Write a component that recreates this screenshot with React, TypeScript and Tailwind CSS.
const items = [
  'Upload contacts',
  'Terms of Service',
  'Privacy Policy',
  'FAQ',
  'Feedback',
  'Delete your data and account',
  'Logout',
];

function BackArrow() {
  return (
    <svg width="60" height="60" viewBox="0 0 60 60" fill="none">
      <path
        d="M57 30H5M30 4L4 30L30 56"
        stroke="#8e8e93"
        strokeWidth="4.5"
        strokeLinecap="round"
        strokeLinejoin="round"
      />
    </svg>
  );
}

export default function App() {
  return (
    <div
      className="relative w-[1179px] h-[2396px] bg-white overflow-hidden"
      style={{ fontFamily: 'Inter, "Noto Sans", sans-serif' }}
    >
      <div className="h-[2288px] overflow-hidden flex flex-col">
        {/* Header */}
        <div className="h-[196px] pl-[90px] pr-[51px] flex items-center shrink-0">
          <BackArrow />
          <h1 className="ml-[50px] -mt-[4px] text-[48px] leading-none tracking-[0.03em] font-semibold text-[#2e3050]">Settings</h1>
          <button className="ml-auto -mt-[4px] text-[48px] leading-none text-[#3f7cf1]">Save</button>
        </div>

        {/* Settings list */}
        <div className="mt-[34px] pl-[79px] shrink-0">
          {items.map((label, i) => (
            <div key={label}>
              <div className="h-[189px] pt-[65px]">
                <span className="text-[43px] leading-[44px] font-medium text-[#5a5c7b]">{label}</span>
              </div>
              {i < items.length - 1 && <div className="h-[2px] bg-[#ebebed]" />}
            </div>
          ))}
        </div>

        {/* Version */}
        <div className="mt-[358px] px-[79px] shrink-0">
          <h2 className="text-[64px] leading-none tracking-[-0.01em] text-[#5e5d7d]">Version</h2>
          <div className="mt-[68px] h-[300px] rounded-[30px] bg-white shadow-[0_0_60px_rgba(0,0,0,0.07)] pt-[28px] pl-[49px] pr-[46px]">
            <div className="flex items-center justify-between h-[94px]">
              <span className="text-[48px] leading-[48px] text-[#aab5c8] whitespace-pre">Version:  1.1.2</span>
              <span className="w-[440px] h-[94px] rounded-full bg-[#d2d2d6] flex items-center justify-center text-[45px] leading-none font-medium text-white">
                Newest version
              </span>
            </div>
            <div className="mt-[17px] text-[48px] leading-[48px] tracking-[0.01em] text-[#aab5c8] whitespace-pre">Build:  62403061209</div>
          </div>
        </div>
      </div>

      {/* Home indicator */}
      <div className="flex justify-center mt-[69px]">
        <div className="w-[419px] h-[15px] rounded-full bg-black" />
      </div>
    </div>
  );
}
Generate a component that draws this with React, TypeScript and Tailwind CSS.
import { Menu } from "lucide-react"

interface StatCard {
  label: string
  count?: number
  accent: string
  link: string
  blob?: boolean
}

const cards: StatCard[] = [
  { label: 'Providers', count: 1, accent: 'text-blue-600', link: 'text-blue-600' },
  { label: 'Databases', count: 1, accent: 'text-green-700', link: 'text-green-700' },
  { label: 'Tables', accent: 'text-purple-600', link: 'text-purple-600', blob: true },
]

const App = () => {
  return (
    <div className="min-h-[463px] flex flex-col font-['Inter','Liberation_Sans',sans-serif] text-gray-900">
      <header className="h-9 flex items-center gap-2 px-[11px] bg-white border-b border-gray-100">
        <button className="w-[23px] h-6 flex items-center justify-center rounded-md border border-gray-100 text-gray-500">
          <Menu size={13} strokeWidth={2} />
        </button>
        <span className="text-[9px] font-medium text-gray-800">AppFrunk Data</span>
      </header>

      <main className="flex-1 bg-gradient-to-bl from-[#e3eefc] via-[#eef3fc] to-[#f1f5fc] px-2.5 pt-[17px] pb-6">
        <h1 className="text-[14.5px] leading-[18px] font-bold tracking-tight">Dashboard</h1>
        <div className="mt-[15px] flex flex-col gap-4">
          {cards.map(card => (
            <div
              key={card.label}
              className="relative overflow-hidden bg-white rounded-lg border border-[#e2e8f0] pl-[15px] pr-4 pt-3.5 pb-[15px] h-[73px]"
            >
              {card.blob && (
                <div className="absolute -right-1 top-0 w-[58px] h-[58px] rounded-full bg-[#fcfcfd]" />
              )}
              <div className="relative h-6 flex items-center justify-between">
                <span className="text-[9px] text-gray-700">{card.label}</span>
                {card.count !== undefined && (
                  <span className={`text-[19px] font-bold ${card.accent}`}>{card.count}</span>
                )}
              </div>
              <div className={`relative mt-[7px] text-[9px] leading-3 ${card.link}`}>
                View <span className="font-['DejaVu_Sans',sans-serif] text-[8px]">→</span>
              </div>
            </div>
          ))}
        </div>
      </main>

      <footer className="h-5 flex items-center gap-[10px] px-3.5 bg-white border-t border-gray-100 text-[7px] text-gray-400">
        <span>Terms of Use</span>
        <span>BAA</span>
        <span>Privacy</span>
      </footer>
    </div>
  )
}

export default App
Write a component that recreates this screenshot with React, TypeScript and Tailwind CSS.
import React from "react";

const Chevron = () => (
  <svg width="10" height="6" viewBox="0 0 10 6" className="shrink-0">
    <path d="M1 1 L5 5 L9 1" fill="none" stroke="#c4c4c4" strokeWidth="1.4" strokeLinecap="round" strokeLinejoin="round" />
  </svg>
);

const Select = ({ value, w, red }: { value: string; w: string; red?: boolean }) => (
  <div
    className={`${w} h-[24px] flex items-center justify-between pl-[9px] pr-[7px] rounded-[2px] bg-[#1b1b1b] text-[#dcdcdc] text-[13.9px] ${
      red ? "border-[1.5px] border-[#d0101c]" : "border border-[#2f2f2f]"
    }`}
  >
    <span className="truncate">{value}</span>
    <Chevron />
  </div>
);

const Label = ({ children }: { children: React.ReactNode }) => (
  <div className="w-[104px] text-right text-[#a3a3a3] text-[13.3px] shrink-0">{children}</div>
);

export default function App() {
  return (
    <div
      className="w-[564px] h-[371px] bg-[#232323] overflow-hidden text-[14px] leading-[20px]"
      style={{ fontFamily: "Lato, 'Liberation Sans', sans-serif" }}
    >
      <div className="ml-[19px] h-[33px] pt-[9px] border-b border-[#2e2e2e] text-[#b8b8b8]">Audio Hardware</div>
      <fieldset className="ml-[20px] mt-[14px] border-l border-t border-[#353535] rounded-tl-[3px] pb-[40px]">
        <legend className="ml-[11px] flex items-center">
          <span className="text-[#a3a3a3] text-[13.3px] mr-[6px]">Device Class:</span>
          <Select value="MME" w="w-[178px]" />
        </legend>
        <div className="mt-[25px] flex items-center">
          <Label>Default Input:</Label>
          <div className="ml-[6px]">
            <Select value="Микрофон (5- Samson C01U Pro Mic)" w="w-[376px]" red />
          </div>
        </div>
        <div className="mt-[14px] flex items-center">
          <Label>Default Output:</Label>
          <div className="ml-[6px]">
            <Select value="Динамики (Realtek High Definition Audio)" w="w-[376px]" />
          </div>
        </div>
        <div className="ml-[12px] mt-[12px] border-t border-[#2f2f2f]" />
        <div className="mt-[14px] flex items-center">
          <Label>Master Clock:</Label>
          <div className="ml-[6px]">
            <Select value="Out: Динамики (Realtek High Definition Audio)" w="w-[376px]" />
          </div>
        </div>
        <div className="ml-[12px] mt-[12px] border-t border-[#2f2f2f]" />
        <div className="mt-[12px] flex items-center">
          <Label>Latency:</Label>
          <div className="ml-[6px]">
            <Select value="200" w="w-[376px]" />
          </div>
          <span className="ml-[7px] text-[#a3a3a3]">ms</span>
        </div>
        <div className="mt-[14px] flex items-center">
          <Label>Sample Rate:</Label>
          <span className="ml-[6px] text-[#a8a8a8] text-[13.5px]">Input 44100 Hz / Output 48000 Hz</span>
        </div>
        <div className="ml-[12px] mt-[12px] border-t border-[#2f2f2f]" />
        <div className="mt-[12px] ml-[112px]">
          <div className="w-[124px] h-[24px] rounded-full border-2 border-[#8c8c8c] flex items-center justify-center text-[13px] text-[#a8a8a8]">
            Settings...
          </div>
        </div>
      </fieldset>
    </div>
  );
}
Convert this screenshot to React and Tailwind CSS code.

=====

= Short task =
Copy every line above in which the string "this" shows up.

= Correct output =
Write a component that recreates this screenshot with React, TypeScript and Tailwind CSS.
Generate a component that draws this with React, TypeScript and Tailwind CSS.
Write a component that recreates this screenshot with React, TypeScript and Tailwind CSS.
Convert this screenshot to React and Tailwind CSS code.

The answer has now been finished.